Narayani velyamma* had lost her gold earring in a paddy field outside her home 20 years ago. She lived in Edampooradi in Bedadka panchayat of Kerala’s Kasargod district, and had bought it after giving away three paras of paddy (one para is roughly equivalent to eight kilos) many decades ago. She searched high and low, but it was not to be found.
However, luck, or the work of women farming in the field 20 years later, saw the elderly lady get back her earring, now worth ten times its value in the year 2000.
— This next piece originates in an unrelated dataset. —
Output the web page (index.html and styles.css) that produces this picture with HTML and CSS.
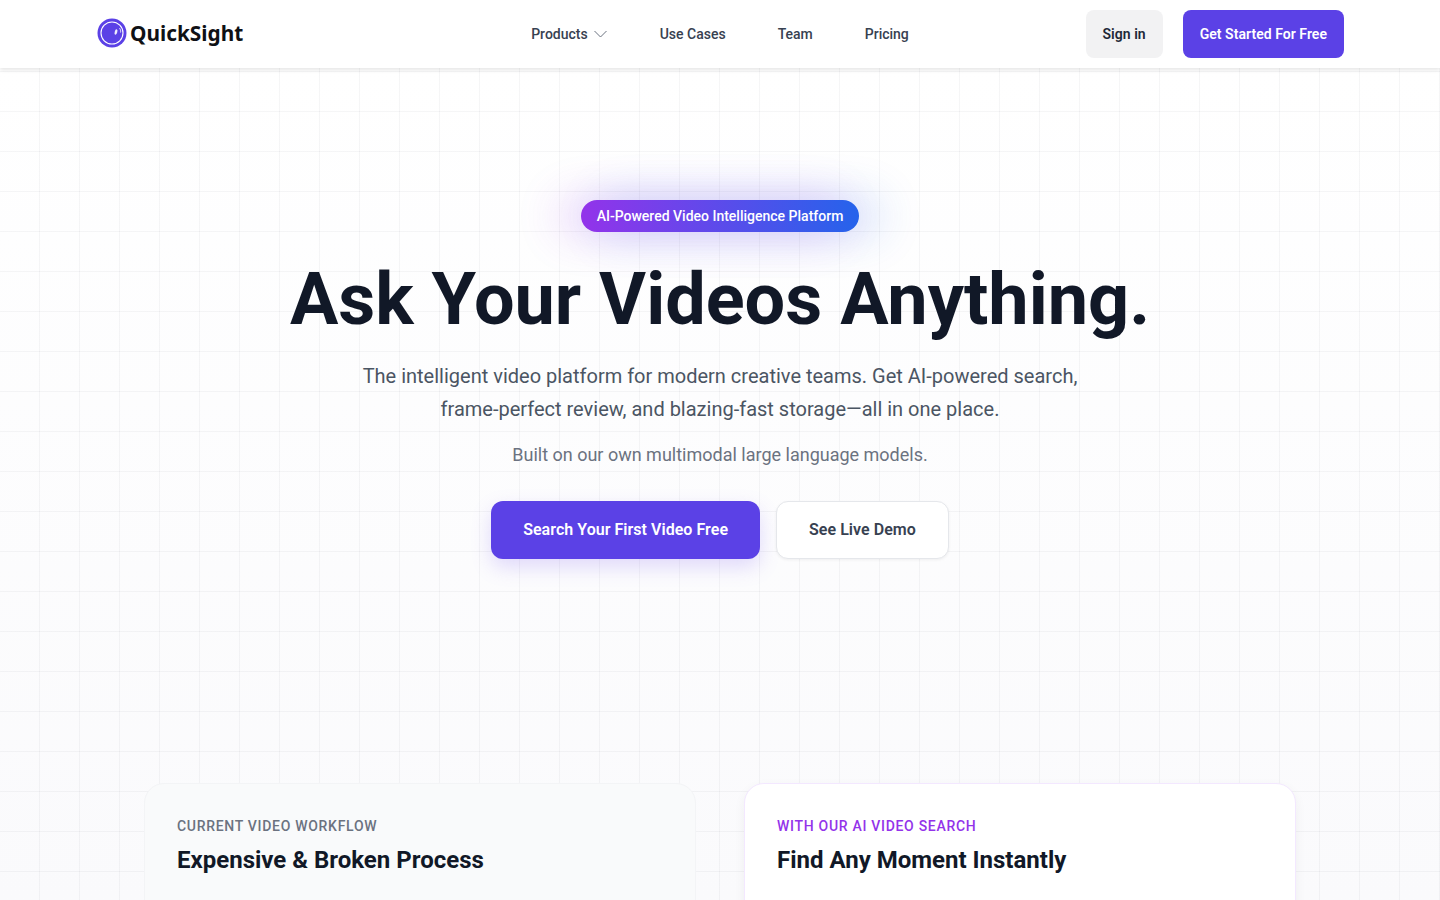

“A few women – workers under the Mahatma Gandhi National Rural Employment Guarantee Act (MGNREGA) scheme – were ploughing the fields as part of the Subiksha Keralam project. That’s when one of them called Baby unearthed the earring. It was covered in mud but they realised it was gold. One of the women with Baby happened to be Narayani’s daughter Malini. She recognised the earring as the one her mother had lost,” says Padmavthi E, district panchayat member.
Narayani is believed to have bought it 60 to 70 years ago after saving money from the farming she did. The loss of the jewellery was a story the entire neighbourhood knew, for they had all searched for weeks in vain. So, when the women found this earring on the same land, there was no doubt who it belonged to.
They washed the earring and took it to Narayani, who now lives a little further away, after her old house was demolished. Narayani, wearing a green lungi and blouse, received the unexpected discovery with joy. She sat on a chair as the women put the gold in her hand.
In 2000, when she lost it, gold was priced at Rs 4,400 a sovereign. Today, it is valued at Rs 40,000.